REQUIRED WORK – Both boundary lines count: repeat, exactly and alone, the lines from the one containing "Emit a component" to the one containing "border-t-[#808080] border-l-[#808080] border-b-white", with pictures left out.

ENTRIES –

===

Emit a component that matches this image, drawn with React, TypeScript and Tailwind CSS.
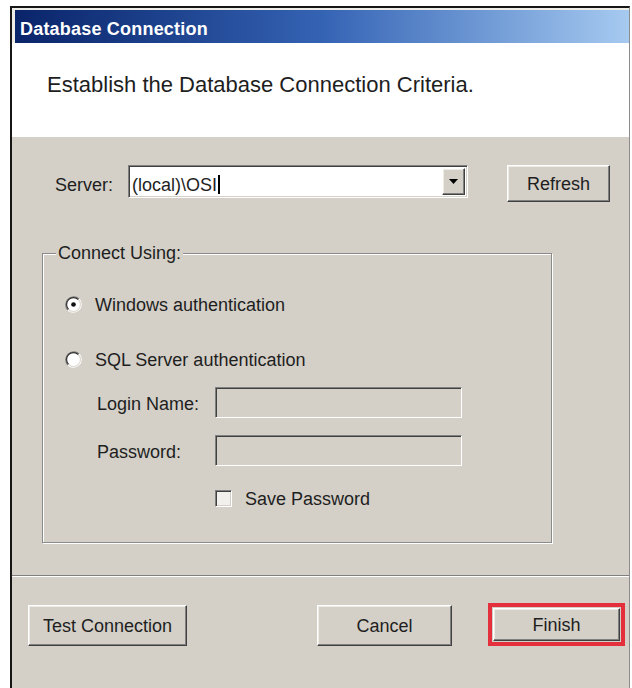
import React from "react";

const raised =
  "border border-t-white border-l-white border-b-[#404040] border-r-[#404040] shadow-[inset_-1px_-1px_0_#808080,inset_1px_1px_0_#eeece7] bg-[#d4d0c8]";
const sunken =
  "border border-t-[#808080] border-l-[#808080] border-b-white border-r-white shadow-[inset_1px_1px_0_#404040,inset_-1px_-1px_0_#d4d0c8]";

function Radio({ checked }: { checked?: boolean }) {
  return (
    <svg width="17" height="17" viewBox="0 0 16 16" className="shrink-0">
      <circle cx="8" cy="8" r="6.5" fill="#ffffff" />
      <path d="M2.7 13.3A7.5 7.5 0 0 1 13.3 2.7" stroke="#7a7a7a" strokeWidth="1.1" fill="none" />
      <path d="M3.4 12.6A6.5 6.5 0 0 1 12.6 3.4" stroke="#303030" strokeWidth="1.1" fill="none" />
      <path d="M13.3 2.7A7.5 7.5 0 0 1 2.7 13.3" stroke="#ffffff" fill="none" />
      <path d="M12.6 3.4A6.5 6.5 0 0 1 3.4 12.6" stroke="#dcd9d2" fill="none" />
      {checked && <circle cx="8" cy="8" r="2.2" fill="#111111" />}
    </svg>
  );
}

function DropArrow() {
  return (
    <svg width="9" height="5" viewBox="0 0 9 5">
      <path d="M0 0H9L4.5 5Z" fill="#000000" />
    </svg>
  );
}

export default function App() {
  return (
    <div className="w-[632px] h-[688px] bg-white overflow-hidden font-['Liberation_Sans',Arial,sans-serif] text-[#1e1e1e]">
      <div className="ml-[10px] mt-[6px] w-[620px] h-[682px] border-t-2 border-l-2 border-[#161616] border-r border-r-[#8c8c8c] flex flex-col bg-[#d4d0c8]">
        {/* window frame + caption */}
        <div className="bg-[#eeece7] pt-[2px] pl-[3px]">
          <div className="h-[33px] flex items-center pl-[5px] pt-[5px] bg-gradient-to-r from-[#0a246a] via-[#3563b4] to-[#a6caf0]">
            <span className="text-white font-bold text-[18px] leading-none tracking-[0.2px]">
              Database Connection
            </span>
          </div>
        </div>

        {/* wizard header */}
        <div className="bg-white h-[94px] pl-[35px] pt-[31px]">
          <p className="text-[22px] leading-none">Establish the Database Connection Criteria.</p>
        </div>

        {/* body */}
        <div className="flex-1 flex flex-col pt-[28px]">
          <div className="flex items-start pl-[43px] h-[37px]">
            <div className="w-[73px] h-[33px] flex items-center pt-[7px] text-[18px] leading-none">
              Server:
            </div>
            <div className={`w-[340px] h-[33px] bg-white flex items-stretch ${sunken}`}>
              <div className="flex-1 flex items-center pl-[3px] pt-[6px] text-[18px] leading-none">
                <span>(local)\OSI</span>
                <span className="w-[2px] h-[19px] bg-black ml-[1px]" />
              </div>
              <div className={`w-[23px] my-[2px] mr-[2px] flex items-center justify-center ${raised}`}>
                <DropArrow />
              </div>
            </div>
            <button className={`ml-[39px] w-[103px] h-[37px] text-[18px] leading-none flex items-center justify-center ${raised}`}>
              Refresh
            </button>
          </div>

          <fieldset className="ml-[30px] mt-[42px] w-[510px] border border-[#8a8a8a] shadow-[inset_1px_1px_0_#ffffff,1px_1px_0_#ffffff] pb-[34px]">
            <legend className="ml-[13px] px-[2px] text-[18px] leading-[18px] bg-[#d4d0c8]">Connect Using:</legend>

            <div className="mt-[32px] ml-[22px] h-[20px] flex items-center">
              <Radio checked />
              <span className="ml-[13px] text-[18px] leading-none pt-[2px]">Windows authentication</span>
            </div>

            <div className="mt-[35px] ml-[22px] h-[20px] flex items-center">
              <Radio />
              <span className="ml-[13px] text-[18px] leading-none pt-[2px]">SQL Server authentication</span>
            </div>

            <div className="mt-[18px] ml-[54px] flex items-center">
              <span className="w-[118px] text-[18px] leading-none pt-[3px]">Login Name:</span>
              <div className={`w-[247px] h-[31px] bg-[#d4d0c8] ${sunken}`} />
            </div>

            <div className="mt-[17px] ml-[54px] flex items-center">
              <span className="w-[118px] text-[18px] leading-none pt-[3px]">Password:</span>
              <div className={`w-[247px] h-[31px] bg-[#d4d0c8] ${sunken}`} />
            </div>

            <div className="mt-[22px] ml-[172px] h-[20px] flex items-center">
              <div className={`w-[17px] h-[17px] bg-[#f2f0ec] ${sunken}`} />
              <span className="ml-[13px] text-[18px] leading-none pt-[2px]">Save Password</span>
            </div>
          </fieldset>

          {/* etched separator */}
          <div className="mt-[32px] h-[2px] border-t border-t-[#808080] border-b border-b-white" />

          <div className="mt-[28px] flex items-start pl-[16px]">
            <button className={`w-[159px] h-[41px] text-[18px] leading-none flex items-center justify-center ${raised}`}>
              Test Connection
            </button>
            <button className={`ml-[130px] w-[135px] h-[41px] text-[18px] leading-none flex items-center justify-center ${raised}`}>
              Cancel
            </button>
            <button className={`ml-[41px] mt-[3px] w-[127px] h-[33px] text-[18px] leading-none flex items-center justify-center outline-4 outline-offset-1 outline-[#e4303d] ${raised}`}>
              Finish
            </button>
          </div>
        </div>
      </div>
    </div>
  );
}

===

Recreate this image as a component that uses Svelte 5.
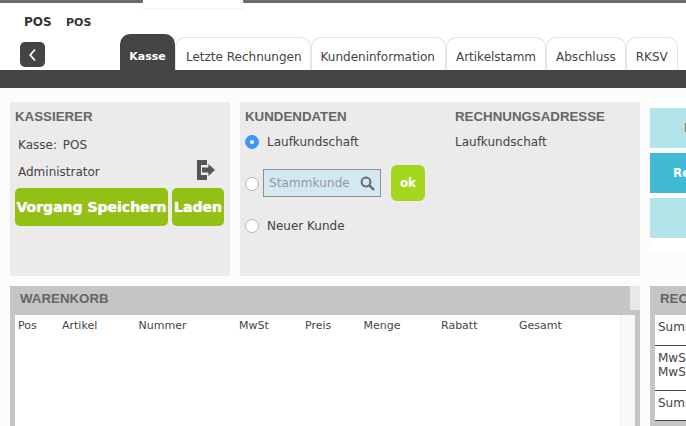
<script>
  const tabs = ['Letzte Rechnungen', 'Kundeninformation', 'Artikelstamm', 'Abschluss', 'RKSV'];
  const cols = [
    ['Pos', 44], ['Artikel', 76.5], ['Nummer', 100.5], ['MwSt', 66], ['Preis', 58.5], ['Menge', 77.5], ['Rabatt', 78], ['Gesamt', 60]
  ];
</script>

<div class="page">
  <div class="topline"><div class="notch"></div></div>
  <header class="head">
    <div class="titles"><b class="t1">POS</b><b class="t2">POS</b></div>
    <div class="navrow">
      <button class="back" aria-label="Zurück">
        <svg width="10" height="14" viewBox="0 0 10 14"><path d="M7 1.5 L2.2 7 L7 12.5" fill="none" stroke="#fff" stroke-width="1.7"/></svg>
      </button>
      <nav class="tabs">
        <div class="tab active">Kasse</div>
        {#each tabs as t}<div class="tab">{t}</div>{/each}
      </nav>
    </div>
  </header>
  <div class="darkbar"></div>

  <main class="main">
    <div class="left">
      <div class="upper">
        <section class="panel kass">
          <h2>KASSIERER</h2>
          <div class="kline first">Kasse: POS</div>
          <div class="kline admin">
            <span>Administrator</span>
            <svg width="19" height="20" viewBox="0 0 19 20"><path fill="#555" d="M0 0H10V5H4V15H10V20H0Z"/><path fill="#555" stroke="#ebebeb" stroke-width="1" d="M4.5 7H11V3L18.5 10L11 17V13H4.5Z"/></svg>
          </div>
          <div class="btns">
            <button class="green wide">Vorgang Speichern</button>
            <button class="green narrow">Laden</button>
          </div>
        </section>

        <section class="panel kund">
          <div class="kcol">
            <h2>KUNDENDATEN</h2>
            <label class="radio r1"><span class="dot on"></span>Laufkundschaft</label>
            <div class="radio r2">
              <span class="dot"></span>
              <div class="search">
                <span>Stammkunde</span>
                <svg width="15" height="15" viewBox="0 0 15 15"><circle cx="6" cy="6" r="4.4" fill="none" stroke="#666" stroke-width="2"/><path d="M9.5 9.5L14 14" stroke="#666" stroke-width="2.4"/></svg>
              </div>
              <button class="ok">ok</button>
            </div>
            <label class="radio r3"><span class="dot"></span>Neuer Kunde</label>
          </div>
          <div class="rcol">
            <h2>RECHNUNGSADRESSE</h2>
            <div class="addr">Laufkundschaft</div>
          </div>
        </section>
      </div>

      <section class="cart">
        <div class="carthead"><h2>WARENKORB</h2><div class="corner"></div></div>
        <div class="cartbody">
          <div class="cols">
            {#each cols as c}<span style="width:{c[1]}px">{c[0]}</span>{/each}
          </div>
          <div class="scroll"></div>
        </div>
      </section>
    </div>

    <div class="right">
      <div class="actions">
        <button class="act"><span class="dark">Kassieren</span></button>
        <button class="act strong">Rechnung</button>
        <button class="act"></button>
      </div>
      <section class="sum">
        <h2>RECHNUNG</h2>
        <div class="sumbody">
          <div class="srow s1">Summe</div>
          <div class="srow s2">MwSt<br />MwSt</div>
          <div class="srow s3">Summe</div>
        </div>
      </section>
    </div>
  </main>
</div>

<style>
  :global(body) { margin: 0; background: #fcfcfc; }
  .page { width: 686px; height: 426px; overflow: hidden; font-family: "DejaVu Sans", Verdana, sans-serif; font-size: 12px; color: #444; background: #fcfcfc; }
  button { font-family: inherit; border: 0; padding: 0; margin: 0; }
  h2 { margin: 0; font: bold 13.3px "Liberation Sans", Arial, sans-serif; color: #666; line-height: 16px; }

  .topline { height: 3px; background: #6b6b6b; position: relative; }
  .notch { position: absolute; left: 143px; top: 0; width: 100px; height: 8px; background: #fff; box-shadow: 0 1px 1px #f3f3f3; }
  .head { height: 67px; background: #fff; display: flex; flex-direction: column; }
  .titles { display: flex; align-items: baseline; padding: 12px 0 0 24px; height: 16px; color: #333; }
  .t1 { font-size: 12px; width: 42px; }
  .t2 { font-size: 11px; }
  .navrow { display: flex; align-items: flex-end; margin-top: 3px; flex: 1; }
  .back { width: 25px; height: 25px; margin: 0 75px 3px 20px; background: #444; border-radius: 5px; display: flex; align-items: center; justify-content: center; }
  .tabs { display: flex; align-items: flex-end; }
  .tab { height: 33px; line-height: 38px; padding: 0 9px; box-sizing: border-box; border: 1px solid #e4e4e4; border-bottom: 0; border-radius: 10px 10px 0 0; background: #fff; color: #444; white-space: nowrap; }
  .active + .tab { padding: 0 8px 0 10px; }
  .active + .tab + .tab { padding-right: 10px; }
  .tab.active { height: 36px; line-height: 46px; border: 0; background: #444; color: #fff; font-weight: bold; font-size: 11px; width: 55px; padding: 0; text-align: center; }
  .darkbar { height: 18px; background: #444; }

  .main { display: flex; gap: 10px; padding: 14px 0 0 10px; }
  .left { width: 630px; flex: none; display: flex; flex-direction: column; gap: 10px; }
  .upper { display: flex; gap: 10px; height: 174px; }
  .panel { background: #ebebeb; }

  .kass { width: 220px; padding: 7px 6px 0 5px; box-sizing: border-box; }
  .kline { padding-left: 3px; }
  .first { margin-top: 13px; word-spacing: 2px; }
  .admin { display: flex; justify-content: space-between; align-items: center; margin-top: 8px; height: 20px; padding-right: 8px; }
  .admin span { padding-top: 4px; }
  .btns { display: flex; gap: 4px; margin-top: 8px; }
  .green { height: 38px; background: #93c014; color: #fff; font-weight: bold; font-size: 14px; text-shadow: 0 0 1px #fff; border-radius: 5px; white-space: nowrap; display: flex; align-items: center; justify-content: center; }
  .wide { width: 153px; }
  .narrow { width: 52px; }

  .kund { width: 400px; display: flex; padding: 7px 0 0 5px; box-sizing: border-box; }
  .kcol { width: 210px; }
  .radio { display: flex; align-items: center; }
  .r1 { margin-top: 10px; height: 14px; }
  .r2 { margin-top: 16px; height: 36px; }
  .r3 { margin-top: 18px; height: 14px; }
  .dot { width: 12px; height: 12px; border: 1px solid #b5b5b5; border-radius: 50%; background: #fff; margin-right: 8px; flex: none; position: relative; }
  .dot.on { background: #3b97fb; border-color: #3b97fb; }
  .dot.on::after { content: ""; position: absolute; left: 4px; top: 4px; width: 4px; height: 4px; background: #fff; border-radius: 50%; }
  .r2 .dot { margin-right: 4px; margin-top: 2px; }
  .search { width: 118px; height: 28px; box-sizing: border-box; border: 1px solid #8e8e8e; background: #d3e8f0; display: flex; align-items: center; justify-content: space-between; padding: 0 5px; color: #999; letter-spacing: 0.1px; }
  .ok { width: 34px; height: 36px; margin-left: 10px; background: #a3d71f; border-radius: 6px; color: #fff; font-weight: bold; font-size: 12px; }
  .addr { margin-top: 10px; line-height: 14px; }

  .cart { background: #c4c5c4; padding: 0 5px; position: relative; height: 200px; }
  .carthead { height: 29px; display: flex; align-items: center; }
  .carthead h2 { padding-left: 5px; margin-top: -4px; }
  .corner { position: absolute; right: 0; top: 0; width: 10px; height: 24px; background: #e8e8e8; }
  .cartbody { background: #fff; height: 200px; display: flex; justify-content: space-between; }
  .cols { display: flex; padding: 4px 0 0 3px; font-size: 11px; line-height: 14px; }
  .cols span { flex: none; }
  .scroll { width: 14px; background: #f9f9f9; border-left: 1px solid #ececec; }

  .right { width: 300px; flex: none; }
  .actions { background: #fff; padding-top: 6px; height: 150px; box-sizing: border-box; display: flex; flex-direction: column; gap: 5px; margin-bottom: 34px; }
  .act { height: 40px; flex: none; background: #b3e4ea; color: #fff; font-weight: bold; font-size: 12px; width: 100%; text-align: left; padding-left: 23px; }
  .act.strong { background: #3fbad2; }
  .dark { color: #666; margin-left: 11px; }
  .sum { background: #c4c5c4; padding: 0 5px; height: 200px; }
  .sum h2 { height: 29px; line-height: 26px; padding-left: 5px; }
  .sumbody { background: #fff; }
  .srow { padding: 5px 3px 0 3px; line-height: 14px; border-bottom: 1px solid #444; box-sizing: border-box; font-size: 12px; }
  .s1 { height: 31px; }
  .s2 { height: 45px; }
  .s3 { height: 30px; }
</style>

===

SOLUTION –
Emit a component that matches this image, drawn with React, TypeScript and Tailwind CSS.
import React from "react";

const raised =
  "border border-t-white border-l-white border-b-[#404040] border-r-[#404040] shadow-[inset_-1px_-1px_0_#808080,inset_1px_1px_0_#eeece7] bg-[#d4d0c8]";
const sunken =
  "border border-t-[#808080] border-l-[#808080] border-b-white border-r-white shadow-[inset_1px_1px_0_#404040,inset_-1px_-1px_0_#d4d0c8]";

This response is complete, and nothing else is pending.